Pro-Abortion Republican Senator Arlen Specter Switches Parties, Now a Democrat
by Steven Ertelt
April 28, 2009
Washington, DC (LifeNews.com) — Republican senator Arlen Specter of Pennsylvania has never felt at home in the Republican Party in part because of his pro-abortion position and now he has switched parties.
The move comes on a day when members of the Senate could engage in the first vote to stop a filibuster against the Obama administration’s pro-abortion agenda.
Specter has been in Congress for decades but he shocked the political world by announcing that he would become a Democrat and seek re-election next year within the party of President Barack Obama.
"I now find my political philosophy more in line with Democrats than Republicans," Specter announced on his campaign Web site. "I have decided to run for re-election in 2010 in the Democratic primary."
Specter acknowledged that the decision is party to do with the fact that Republicans in Pennsylvania are increasingly looking to other candidates to represent them in the 2010 Senate race in the key political state.

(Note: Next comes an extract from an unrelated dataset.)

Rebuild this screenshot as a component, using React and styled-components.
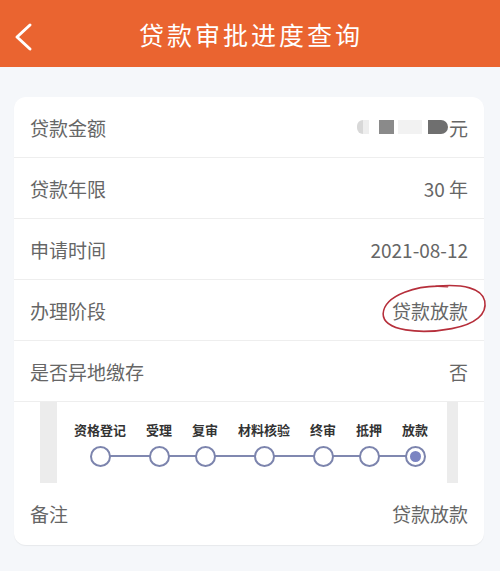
import React from 'react'
import styled, { createGlobalStyle } from 'styled-components'

const Global = createGlobalStyle`
  body {
    margin: 0;
    background: #f5f7fa;
    font-family: "Noto Sans CJK SC", "Noto Sans", sans-serif;
  }
`

const steps = ['资格登记', '受理', '复审', '材料核验', '终审', '抵押', '放款']

const App = () => {
  return (
    <Page>
      <Global />
      <Header>
        <Back>
          <svg width="20" height="30" viewBox="0 0 20 30">
            <path d="M17 3 L4 15 L17 27" fill="none" stroke="#fff" strokeWidth="3" strokeLinecap="round" strokeLinejoin="round" />
          </svg>
        </Back>
        <Title>贷款审批进度查询</Title>
      </Header>
      <Body>
        <Card>
          <Row>
            <Label>贷款金额</Label>
            <Value>
              <Mask>
                <Blot w={6} c="#d8d8d8" r="6px 0 0 6px" />
                <Blot w={6} c="#eeeeee" />
                <Gap w={10} />
                <Blot w={15} c="#8a8a8a" />
                <Gap w={4} />
                <Blot w={24} c="#f2f2f2" />
                <Gap w={6} />
                <Blot w={20} c="#6f6f6f" r="0 8px 8px 0" />
              </Mask>
              元
            </Value>
          </Row>
          <Row>
            <Label>贷款年限</Label>
            <Value>30 年</Value>
          </Row>
          <Row>
            <Label>申请时间</Label>
            <Value>2021-08-12</Value>
          </Row>
          <Row>
            <Label>办理阶段</Label>
            <Value>
              <Circled>
                贷款放款
                <Ring viewBox="0 0 110 50" preserveAspectRatio="none">
                  <path
                    d="M70 5 C40 1 5 10 3 27 C2 43 40 48 72 44 C97 41 109 32 107 20 C105 8 86 3 58 4"
                    fill="none"
                    stroke="#b62f3b"
                    strokeWidth="1.6"
                    strokeLinecap="round"
                  />
                </Ring>
              </Circled>
            </Value>
          </Row>
          <Row>
            <Label>是否异地缴存</Label>
            <Value>否</Value>
          </Row>
          <ProgressRow>
            <SideBar w={17} />
            <Stage>
              <Steps>
                <Line />
                {steps.map((s, i) => (
                  <Step key={s}>
                    <StepLabel>{s}</StepLabel>
                    <Dot active={i === steps.length - 1} />
                  </Step>
                ))}
              </Steps>
            </Stage>
            <SideBar w={11} />
          </ProgressRow>
          <Row last>
            <Label>备注</Label>
            <Value>贷款放款</Value>
          </Row>
        </Card>
      </Body>
    </Page>
  )
}

export default App

const Page = styled.div`
  width: 500px;
  height: 571px;
  background: #f5f7fa;
  overflow: hidden;
`

const Header = styled.div`
  height: 67px;
  background: #ea6430;
  display: flex;
  align-items: center;
  justify-content: center;
  position: relative;
`

const Back = styled.div`
  position: absolute;
  left: 13px;
  top: 22px;
  display: flex;
`

const Title = styled.div`
  color: #fff;
  font-size: 25px;
  letter-spacing: 3px;
  margin-left: 2px;
`

const Body = styled.div`
  padding: 30px 16px 0 14px;
`

const Card = styled.div`
  background: #fff;
  border-radius: 12px;
  box-shadow: 0 1px 1px rgba(0, 0, 0, 0.06);
  height: 448px;
`

const Row = styled.div`
  height: ${p => (p.last ? '60px' : '61px')};
  display: flex;
  align-items: center;
  justify-content: space-between;
  padding: 0 16px;
  border-bottom: ${p => (p.last ? 'none' : '1px solid #eeeeee')};
  box-sizing: border-box;
  font-size: 19px;
  color: #666;
`

const Label = styled.span``

const Value = styled.span`
  display: flex;
  align-items: center;
`

const Mask = styled.span`
  display: flex;
  align-items: center;
  margin-right: 1px;
`

const Blot = styled.span`
  display: inline-block;
  width: ${p => p.w}px;
  height: 14px;
  background: ${p => p.c};
  border-radius: ${p => p.r || '0'};
`

const Gap = styled.span`
  display: inline-block;
  width: ${p => p.w}px;
`

const Circled = styled.span`
  position: relative;
  display: inline-block;
`

const Ring = styled.svg`
  position: absolute;
  left: -12px;
  top: -15px;
  width: 108px;
  height: 54px;
  transform: rotate(-3deg);
`

const ProgressRow = styled.div`
  height: 81px;
  margin: 0 26px;
  display: flex;
`

const SideBar = styled.div`
  width: ${p => p.w}px;
  background: #ececec;
`

const Stage = styled.div`
  flex: 1;
  background: #fff;
  padding: 19px 0 0 17px;
`

const Steps = styled.div`
  position: relative;
  display: flex;
  width: fit-content;
  gap: 20px;
`

const Line = styled.div`
  position: absolute;
  left: 26px;
  right: 13px;
  top: 34px;
  height: 2px;
  background: #8088b0;
`

const Step = styled.div`
  display: flex;
  flex-direction: column;
  align-items: center;
  position: relative;
`

const StepLabel = styled.div`
  font-size: 13px;
  font-weight: 700;
  color: #333;
  line-height: 18px;
  white-space: nowrap;
`

const Dot = styled.div`
  margin-top: 7px;
  width: 17px;
  height: 17px;
  border: 2px solid #7c84ad;
  border-radius: 50%;
  background: #fff;
  display: flex;
  align-items: center;
  justify-content: center;

  &::after {
    content: '';
    display: ${p => (p.active ? 'block' : 'none')};
    width: 11px;
    height: 11px;
    border-radius: 50%;
    background: #7b84c2;
  }
`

Former Republican congressman Pat Toomey, who is pro-life has been putting together hard-charging campaigns to defeat Specter in the Republican primary for the seat.
"I deeply regret that I will be disappointing many friends and supporters," he said. "I can understand their disappointment. I am also disappointed that so many in the party I have worked for more than four decades do not want me to be their candidate."
The final move came after a recent poll showing Toomey performing well in a potential primary matchup against the longtime abortion advocate.
For the pro-life community, the move makes it more likely that Specter will oppose efforts by Republican lawmakers, most of whom are pro-life, to stop Obama’s pro-abortion judicial picks and his efforts to railroad a pro-abortion health care package through the Senate.
The switch puts Democrats within one vote of a filibuster-proof majority in the Senate.
Democrats currently hold 56 seats in the Senate, and two independents typically vote with the party. Republicans have 41 seats, and there is one vacancy, that is expected to go to pro-abortion Democrat Al Franken of Minnesota.
Specter denied that he would automatically vote with Democrats on judicial nominees.
"My change in party affiliation does not mean that I will be a party-line voter any more for the Democrats that I have been for the Republicans," he said in the statement.